Chuzz: QT, you suggested that: You have a problem with William O'Neil truthfulness.

QT: Prompted by your comment: William O'Neil is fond of making outrageous claims etc.,

Chuzz: Not at all. I question his methodology and his conclusions.

TQ: Understood.

Chuzz: The problem is that the entire A/D calculation is a black box, and the output from that box can't be compared to any objectively determined end point.

QT: Perhaps less of a black box than one would initially view it to be. I see no attempt at nor claim made for an objectively determined end point and I am guessing at what you mean by that term, so I don't know if I am talking to that.

He does say what finite series of data he uses. "last 13 weeks to determine if the stock has been under net accumulation buying or distribution selling." The beginning point is 13 weeks ago and the ending point is the day prior to trading.When we look at this tomorrow we would take the oldest day and eliminate it and add on yesterday.So each new day is added to the data and the oldest day is eliminated from consideration. At any given time when we use the data it consist of the last 13 weeks.

With regard to that ‘objectively determined' portion of your statement, I think the method is strictly mathematical and subjectively employed. I know of no statement attributed to IBD to the contrary.

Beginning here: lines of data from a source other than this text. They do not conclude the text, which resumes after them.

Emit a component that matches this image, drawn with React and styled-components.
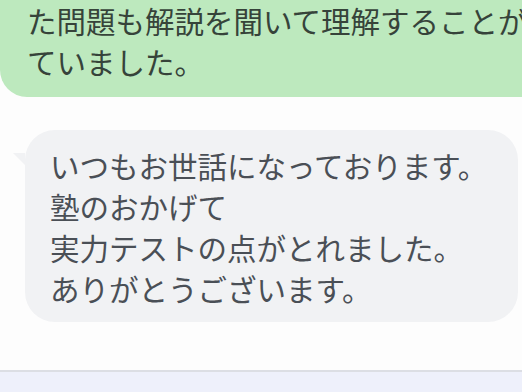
import styled, { createGlobalStyle } from "styled-components";

const GlobalStyle = createGlobalStyle`
  html, body {
    margin: 0;
    padding: 0;
    background: #fdfdfd;
    overflow: hidden;
  }
  body {
    font-family: "Noto Sans CJK JP", "Noto Sans", sans-serif;
  }
`;

const Page = styled.div`
  width: 522px;
  height: 392px;
  display: flex;
  flex-direction: column;
  overflow: hidden;
`;

const Chat = styled.div`
  flex: 1;
  display: flex;
  flex-direction: column;
  gap: 33px;
`;

const Bubble = styled.div`
  position: relative;
  font-size: 29.5px;
  line-height: 41px;
  letter-spacing: 0;
  white-space: nowrap;
  background: ${(p) => (p.$mine ? "#bde9be" : "#f1f2f4")};
  color: ${(p) => (p.$mine ? "#36433a" : "#4a4f56")};
`;

const SentBubble = styled(Bubble)`
  width: 600px;
  padding: 0 0 15px 27px;
  border-radius: 0 0 0 27px;
`;

const ReceivedBubble = styled(Bubble)`
  margin-left: 25px;
  width: 493px;
  box-sizing: border-box;
  padding: 15px 20px 13px 25px;
  border-radius: 30px;

  &::before {
    content: "";
    position: absolute;
    left: -12px;
    top: 23px;
    width: 0;
    height: 0;
    border-top: 12px solid #f1f2f4;
    border-left: 12px solid transparent;
  }
`;

const InputBar = styled.div`
  height: 20px;
  border-top: 2px solid #dcdee4;
  background: #eef0fb;
`;

export default function App() {
  return (
    <>
      <GlobalStyle />
      <Page>
        <Chat>
          <SentBubble $mine>
            た問題も解説を聞いて理解することができ
            <br />
            ていました。
          </SentBubble>
          <ReceivedBubble>
            いつもお世話になっております。
            <br />
            塾のおかげて
            <br />
            実力テストの点がとれました。
            <br />
            ありがとうございます。
          </ReceivedBubble>
        </Chat>
        <InputBar />
      </Page>
    </>
  );
}
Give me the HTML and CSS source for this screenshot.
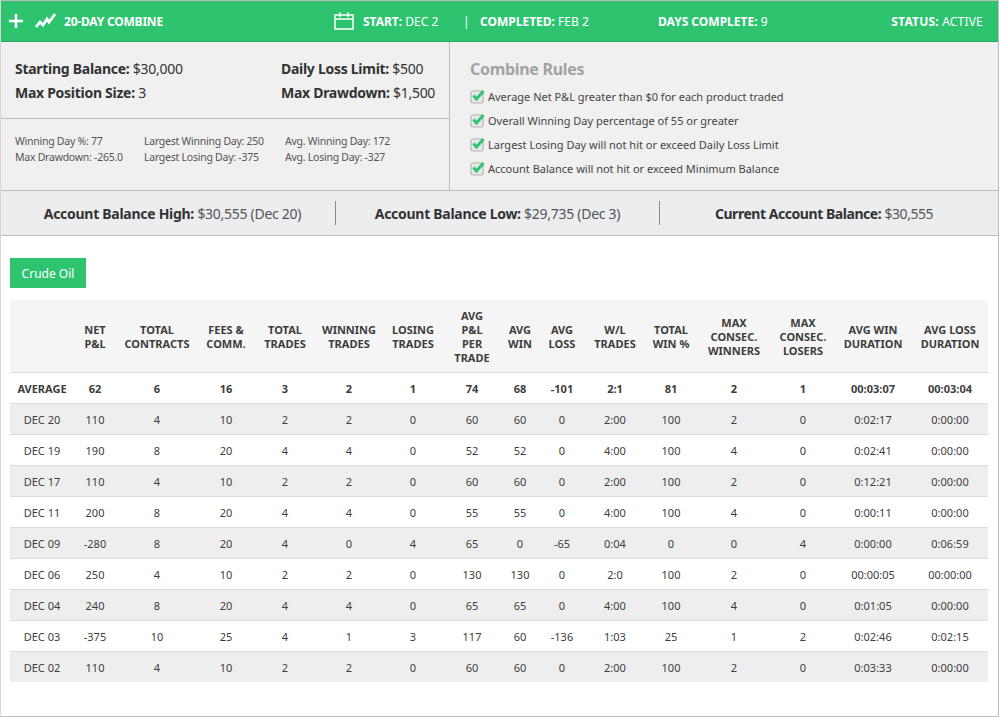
FILE: index.html
```html
<!DOCTYPE html>
<html lang="en">
<head>
    <meta charset="UTF-8">
    <title>20-Day Combine</title>
    <link rel="stylesheet" href="styles.css">
</head>
<body>
    <div class="page">
        <header class="topbar">
            <div class="brand">
                <svg class="icon-plus" width="16" height="16" viewBox="0 0 16 16"><path d="M8 1v14M1 8h14" stroke="#fff" stroke-width="2.600" fill="none"/></svg>
                <svg class="icon-trend" width="21" height="16" viewBox="0 0 21 16"><path d="M1 14l4-5 3 3 4-6 2 3 6-8" stroke="#fff" stroke-width="2.800" fill="none"/></svg>
                <span class="brand-name">20-DAY COMBINE</span>
            </div>
            <div class="top-item top-start">
                <svg class="icon-cal" width="20" height="18" viewBox="0 0 20 18"><path d="M1 3h18v14H1zM1 7h18M6 0.500V5M14 0.500V5" stroke="#fff" stroke-width="1.500" fill="none"/></svg>
                <span><b>START:</b> DEC 2</span>
            </div>
            <div class="top-sep">|</div>
            <div class="top-item"><span><b>COMPLETED:</b> FEB 2</span></div>
            <div class="top-item"><span><b>DAYS COMPLETE:</b> 9</span></div>
            <div class="top-item top-status"><span><b>STATUS:</b> ACTIVE</span></div>
        </header>

        <section class="summary">
            <div class="summary-left">
                <div class="big-stats">
                    <div><b>Starting Balance:</b> $30,000</div>
                    <div><b>Daily Loss Limit:</b> $500</div>
                    <div><b>Max Position Size:</b> 3</div>
                    <div><b>Max Drawdown:</b> $1,500</div>
                </div>
                <div class="small-stats">
                    <div>Winning Day %: 77</div>
                    <div>Largest Winning Day: 250</div>
                    <div>Avg. Winning Day: 172</div>
                    <div>Max Drawdown: -265.0</div>
                    <div>Largest Losing Day: -375</div>
                    <div>Avg. Losing Day: -327</div>
                </div>
            </div>
            <div class="rules">
                <h2>Combine Rules</h2>
                <ul>
                    <li><svg class="check" width="15" height="15" viewBox="0 0 15 15"><rect x="1" y="2" width="12" height="12" rx="2" fill="#e8e8e8" stroke="#b5b5b5" stroke-width="1.200"/><path d="M3.500 6.500l3 3.500L13.500 2" stroke="#2ec46f" stroke-width="3" fill="none"/></svg>Average Net P&amp;L greater than $0 for each product traded</li>
                    <li><svg class="check" width="15" height="15" viewBox="0 0 15 15"><rect x="1" y="2" width="12" height="12" rx="2" fill="#e8e8e8" stroke="#b5b5b5" stroke-width="1.200"/><path d="M3.500 6.500l3 3.500L13.500 2" stroke="#2ec46f" stroke-width="3" fill="none"/></svg>Overall Winning Day percentage of 55 or greater</li>
                    <li><svg class="check" width="15" height="15" viewBox="0 0 15 15"><rect x="1" y="2" width="12" height="12" rx="2" fill="#e8e8e8" stroke="#b5b5b5" stroke-width="1.200"/><path d="M3.500 6.500l3 3.500L13.500 2" stroke="#2ec46f" stroke-width="3" fill="none"/></svg>Largest Losing Day will not hit or exceed Daily Loss Limit</li>
                    <li><svg class="check" width="15" height="15" viewBox="0 0 15 15"><rect x="1" y="2" width="12" height="12" rx="2" fill="#e8e8e8" stroke="#b5b5b5" stroke-width="1.200"/><path d="M3.500 6.500l3 3.500L13.500 2" stroke="#2ec46f" stroke-width="3" fill="none"/></svg>Account Balance will not hit or exceed Minimum Balance</li>
                </ul>
            </div>
        </section>

        <section class="balances">
            <div class="bal bal-high"><b>Account Balance High:</b> $30,555 (Dec 20)</div>
            <div class="bal bal-low"><b>Account Balance Low:</b> $29,735 (Dec 3)</div>
            <div class="bal bal-now"><b>Current Account Balance:</b> $30,555</div>
        </section>

        <main class="content">
            <button class="product-btn">Crude Oil</button>
            <table class="days">
                <colgroup>
                    <col class="w64"><col class="w42"><col class="w82"><col class="w56"><col class="w62"><col class="w66"><col class="w62"><col class="w56">
                    <col class="w40"><col class="w44"><col class="w62"><col class="w50"><col class="w76"><col class="w62"><col class="w78"><col class="w76">
                </colgroup>
                <thead>
                    <tr>
                        <th></th><th>NET<br>P&amp;L</th><th>TOTAL<br>CONTRACTS</th><th>FEES &amp;<br>COMM.</th><th>TOTAL<br>TRADES</th><th>WINNING<br>TRADES</th><th>LOSING<br>TRADES</th><th>AVG<br>P&amp;L<br>PER<br>TRADE</th><th>AVG<br>WIN</th><th>AVG<br>LOSS</th><th>W/L<br>TRADES</th><th>TOTAL<br>WIN %</th><th>MAX<br>CONSEC.<br>WINNERS</th><th>MAX<br>CONSEC.<br>LOSERS</th><th>AVG WIN<br>DURATION</th><th>AVG LOSS<br>DURATION</th>
                    </tr>
                </thead>
                <tbody>
                    <tr class="avg"><td>AVERAGE</td><td>62</td><td>6</td><td>16</td><td>3</td><td>2</td><td>1</td><td>74</td><td>68</td><td>-101</td><td>2:1</td><td>81</td><td>2</td><td>1</td><td>00:03:07</td><td>00:03:04</td></tr>
                    <tr><td>DEC 20</td><td>110</td><td>4</td><td>10</td><td>2</td><td>2</td><td>0</td><td>60</td><td>60</td><td>0</td><td>2:00</td><td>100</td><td>2</td><td>0</td><td>0:02:17</td><td>0:00:00</td></tr>
                    <tr><td>DEC 19</td><td>190</td><td>8</td><td>20</td><td>4</td><td>4</td><td>0</td><td>52</td><td>52</td><td>0</td><td>4:00</td><td>100</td><td>4</td><td>0</td><td>0:02:41</td><td>0:00:00</td></tr>
                    <tr><td>DEC 17</td><td>110</td><td>4</td><td>10</td><td>2</td><td>2</td><td>0</td><td>60</td><td>60</td><td>0</td><td>2:00</td><td>100</td><td>2</td><td>0</td><td>0:12:21</td><td>0:00:00</td></tr>
                    <tr><td>DEC 11</td><td>200</td><td>8</td><td>20</td><td>4</td><td>4</td><td>0</td><td>55</td><td>55</td><td>0</td><td>4:00</td><td>100</td><td>4</td><td>0</td><td>0:00:11</td><td>0:00:00</td></tr>
                    <tr><td>DEC 09</td><td>-280</td><td>8</td><td>20</td><td>4</td><td>0</td><td>4</td><td>65</td><td>0</td><td>-65</td><td>0:04</td><td>0</td><td>0</td><td>4</td><td>0:00:00</td><td>0:06:59</td></tr>
                    <tr><td>DEC 06</td><td>250</td><td>4</td><td>10</td><td>2</td><td>2</td><td>0</td><td>130</td><td>130</td><td>0</td><td>2:0</td><td>100</td><td>2</td><td>0</td><td>00:00:05</td><td>00:00:00</td></tr>
                    <tr><td>DEC 04</td><td>240</td><td>8</td><td>20</td><td>4</td><td>4</td><td>0</td><td>65</td><td>65</td><td>0</td><td>4:00</td><td>100</td><td>4</td><td>0</td><td>0:01:05</td><td>0:00:00</td></tr>
                    <tr><td>DEC 03</td><td>-375</td><td>10</td><td>25</td><td>4</td><td>1</td><td>3</td><td>117</td><td>60</td><td>-136</td><td>1:03</td><td>25</td><td>1</td><td>2</td><td>0:02:46</td><td>0:02:15</td></tr>
                    <tr><td>DEC 02</td><td>110</td><td>4</td><td>10</td><td>2</td><td>2</td><td>0</td><td>60</td><td>60</td><td>0</td><td>2:00</td><td>100</td><td>2</td><td>0</td><td>0:03:33</td><td>0:00:00</td></tr>
                </tbody>
            </table>
        </main>
    </div>
</body>
</html>
```

FILE: styles.css
```css
* {
    box-sizing: border-box;
}
body {
    margin: 0;
    background-color: #fff;
    color: #3a3a3a;
    font-family: "Noto Sans", "Liberation Sans", sans-serif;
    font-size: 12px;
}
.page {
    width: 999px;
    height: 717px;
    border: 1px solid #bdbdbd;
    border-left-color: #d8d8d8;
}
.topbar {
    display: grid;
    grid-template-columns: 333px 129px 17px 178px 1fr auto;
    align-items: center;
    height: 41px;
    padding-right: 15px;
    background-color: #2ec46f;
    border-bottom: 1px solid #25a85d;
    color: #fff;
    font-size: 12px;
}
.brand {
    display: flex;
    align-items: center;
    font-weight: bold;
    letter-spacing: -0.2px;
}
.icon-plus {
    margin-left: 7px;
}
.icon-trend {
    margin-left: 11px;
}
.brand-name {
    margin-left: 8px;
}
.top-item {
    display: flex;
    align-items: center;
}
.icon-cal {
    margin-right: 9px;
}
.top-status {
    letter-spacing: 0.2px;
}
.summary {
    display: flex;
    height: 149px;
    background-color: #f0f0f0;
    border-bottom: 1px solid #bdbdbd;
}
.summary-left {
    width: 449px;
    border-right: 1px solid #bdbdbd;
}
.big-stats {
    display: grid;
    grid-template-columns: 266px 1fr;
    grid-auto-rows: 24px;
    align-items: center;
    height: 77px;
    padding: 14px 0 0 14px;
    border-bottom: 1px solid #bdbdbd;
    font-size: 14px;
    letter-spacing: -0.28px;
    color: #333;
}
.small-stats {
    display: grid;
    grid-template-columns: 129px 141px 1fr;
    grid-auto-rows: 16px;
    align-items: center;
    padding: 14px 0 0 14px;
    font-size: 10.5px;
    letter-spacing: -0.25px;
    color: #555;
}
.rules {
    flex: 1;
    padding: 16px 0 0 20px;
}
.rules h2 {
    margin: 0 0 4px;
    font-size: 16px;
    line-height: 22px;
    letter-spacing: -0.3px;
    color: #a3a3a3;
}
.rules ul {
    margin: 0;
    padding: 0;
    list-style: none;
}
.rules li {
    display: flex;
    align-items: center;
    height: 24px;
    font-size: 11px;
    color: #444;
}
.check {
    margin-right: 3px;
}
.balances {
    display: flex;
    align-items: center;
    height: 45px;
    background-color: #ecedef;
    border-bottom: 1px solid #bdbdbd;
    font-size: 14px;
    letter-spacing: -0.28px;
    color: #555;
}
.balances b {
    color: #333;
}
.bal {
    height: 24px;
    line-height: 25px;
    text-align: center;
}
.bal-high {
    width: 334px;
    padding-left: 9px;
}
.bal-low {
    width: 325px;
    border-left: 1px solid #8a8a8a;
    border-right: 1px solid #8a8a8a;
}
.bal-now {
    flex: 1;
    padding-right: 10px;
    letter-spacing: -0.45px;
}
.content {
    padding: 22px 0 0 9px;
}
.product-btn {
    display: block;
    width: 76px;
    height: 30px;
    padding: 0;
    border: none;
    background-color: #2ec46f;
    color: #fff;
    font-family: inherit;
    font-size: 12px;
}
.days {
    width: 978px;
    margin-top: 12px;
    border-collapse: collapse;
    table-layout: fixed;
    color: #3d3d3d;
    font-size: 11px;
}
.w40 { width: 40px; }
.w42 { width: 42px; }
.w44 { width: 44px; }
.w50 { width: 50px; }
.w56 { width: 56px; }
.w62 { width: 62px; }
.w64 { width: 64px; }
.w66 { width: 66px; }
.w76 { width: 76px; }
.w78 { width: 78px; }
.w82 { width: 82px; }
.days th {
    height: 72px;
    padding: 2px 0 0;
    background-color: #f5f5f5;
    font-size: 11px;
    line-height: 14px;
    white-space: nowrap;
}
.days td {
    height: 31px;
    padding: 2px 0 0;
    border-top: 1px solid #dcdcdc;
    text-align: center;
    white-space: nowrap;
}
.days tbody tr:nth-child(even) {
    background-color: #eee;
}
.avg td {
    font-weight: bold;
}
```
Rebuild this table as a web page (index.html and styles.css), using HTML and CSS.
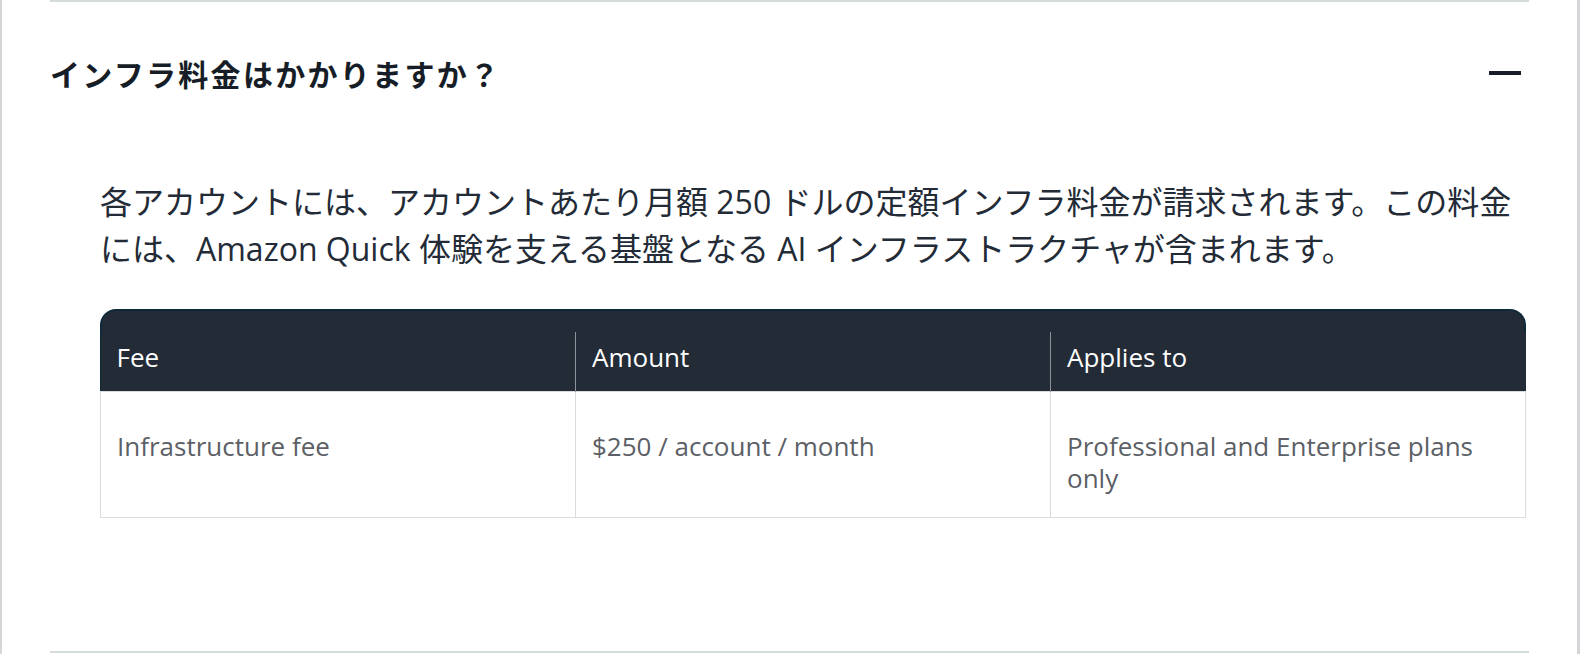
FILE: index.html
```html
<!DOCTYPE html>
<html lang="ja">
<head>
<meta charset="utf-8">
<title>FAQ</title>
<link rel="stylesheet" href="styles.css">
</head>
<body>
<section class="faq">
  <div class="faq-item">
    <div class="faq-head">
      <h3 class="faq-title">インフラ料金はかかりますか？</h3>
      <span class="minus" aria-hidden="true"></span>
    </div>
    <div class="faq-panel">
      <p class="faq-text">各アカウントには、アカウントあたり月額 250 ドルの定額インフラ料金が請求されます。この料金には、Amazon Quick 体験を支える基盤となる AI インフラストラクチャが含まれます。</p>
      <div class="table-wrap">
        <table class="fees">
          <thead>
            <tr><th>Fee</th><th>Amount</th><th>Applies to</th></tr>
          </thead>
          <tbody>
            <tr><td>Infrastructure fee</td><td>$250 / account / month</td><td>Professional and Enterprise plans only</td></tr>
          </tbody>
        </table>
      </div>
    </div>
  </div>
  <div class="faq-item next"></div>
</section>
</body>
</html>
```
FILE: styles.css
```css
html, body {
  margin: 0;
  padding: 0;
  background: #ffffff;
}
body {
  font-family: "Open Sans", "Noto Sans CJK JP", sans-serif;
  width: 1580px;
  height: 654px;
  overflow: hidden;
}
.faq {
  border-left: 2px solid #d5d5da;
  border-right: 3px solid #d5d5da;
  height: 654px;
  box-sizing: border-box;
}
.faq-item {
  margin: 0 48px 0 48px;
  border-top: 2px solid #d5dbdb;
}
.faq-item.next {
  height: 2px;
  border-top: 2px solid #d5dbdb;
}
.faq-head {
  display: flex;
  justify-content: space-between;
  align-items: center;
  padding: 51px 8px 0 0;
}
.faq-title {
  margin: 0;
  font-family: "Noto Sans CJK JP", sans-serif;
  font-weight: 700;
  font-size: 30px;
  line-height: 40px;
  color: #161d26;
  letter-spacing: 2.3px;
}
.minus {
  width: 32px;
  height: 4px;
  background: #161d26;
}
.faq-panel {
  padding: 0 3px 133px 50px;
}
.faq-text {
  margin: 85px 0 0 0;
  font-size: 32px;
  line-height: 47px;
  color: #232b37;
}
.table-wrap {
  margin-top: 37px;
  background: #232b37;
  border: 2px solid #0e2a3a;
  border-bottom: 0;
  border-radius: 16px 16px 0 0;
  padding-top: 21px;
}
.fees {
  width: calc(100% + 4px);
  margin: 0 -2px;
  border-collapse: collapse;
  table-layout: fixed;
  font-size: 26px;
  line-height: 32px;
}
.fees th {
  text-align: left;
  font-weight: 400;
  color: #ffffff;
  background: #232b37;
  padding: 9px 16px 18px 16px;
  border-left: 1px solid #8d939b;
}
.fees th:first-child {
  border-left: 0;
}
.fees td {
  vertical-align: top;
  background: #ffffff;
  color: #5c5f66;
  padding: 38px 16px 23px 16px;
  border: 1px solid #dcdcdf;
}
```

If this is the case, I see no objective way to measure its validity unless by employing his ratings we find them to be more useful than not and to the degree that it is, and continues to be, useful, we can subjectively deem it to be valid for our purposes.

Chuzz: The critical question ought to be how does O'Neil know that he is measuring what he claims to be measuring?

TQ: I am not sure he or we can say for sure that he absolutely knows that big block buying or selling is strictly institutional action. In addition, he only talks in terms of heavy buying or selling. He also uses terms like 'may indicate institutional buying or selling'. One would think that if he knew for sure he would say so. He is not saying that he does know for sure.

What he seems very convinced of,is his method for determining net accumulation and distribution. If, what you are skeptical about is his method of determining net accumulation and distribution,I understand that very well. I want to see it, feel it and see for my self whether or not it has validity to me.

He on the other hand says it has validity but doesn't provide us with the actual method he uses, perhaps he wants to sell his paper. Perhaps he didn't want to make it available to the Wall Street Journal or to an Internet provider of similar information. He may be simply protecting his interests. I understand that.

Lets look at what we do know. Dell can show a buy for 10,000 shares at, let us say $75.00, then a number of smaller sells at, lets say, 6 sells of 1000 shares at $ 75.250, 75.250, 75.125, 75.125 , 75.0625 and 75.00. In this example, we see that 10,000 shares were bought and 6000 shares were sold. So while the stock price remains the same, the net accumulation of stock, 4000 shares are temporarily taken off the table. Now it is reasonable to conclude that large blocks of buys are more likely to be institutional buys as opposed to ordinary buys.
If they are institutional buys, they more likely will remain off the table, for longer periods of time than ordinary buys. This then creates a smaller pool of available stock and most likely, if this accumulation continues,the stock price will tend to go up.

His ratings are an attempt to give an edge to the investor who wants to slant the probability of the stock going up in her or his favor.

I could give you the converse situation using different numbers to demonstrate the distribution/same price scenario, but the thought of Dell in further distribution, at a time that I believe should be accumulation,at a price less than 75.00 is not palatable!

Chuzz: Where is the demonstration that stocks with an A rating are being bought by institutional investors?

QT: I see no demonstration of the kind that you and I would be most comfortable with. However,logic tells us that by definition, stocks with an E rating (under the heaviest of distribution) have less of a probability of being bought at the same time by Fund Managers than those with an A rating(under the heaviest of accumulation).

Chuzz: This is quite different from the bulk of TA because there the mathematics (such as they are) are available for investigation and criticism. But in the case of A/D ratings who knows?

TQ: Understood. It is a game of probabilities vs possibilities and the tools we use and the skill we employ to determine those are very important, but sometimes they, and we are imperfect.

Well, I got up an hour ago to a message from the Chuzz and now it is time to get the Asian Market Wrap and then 'sleep slow'.

Look forward to Maria's chirping as we near to the market opening, the bell and the sound of music!

Life is good. It is what ever it is, it is.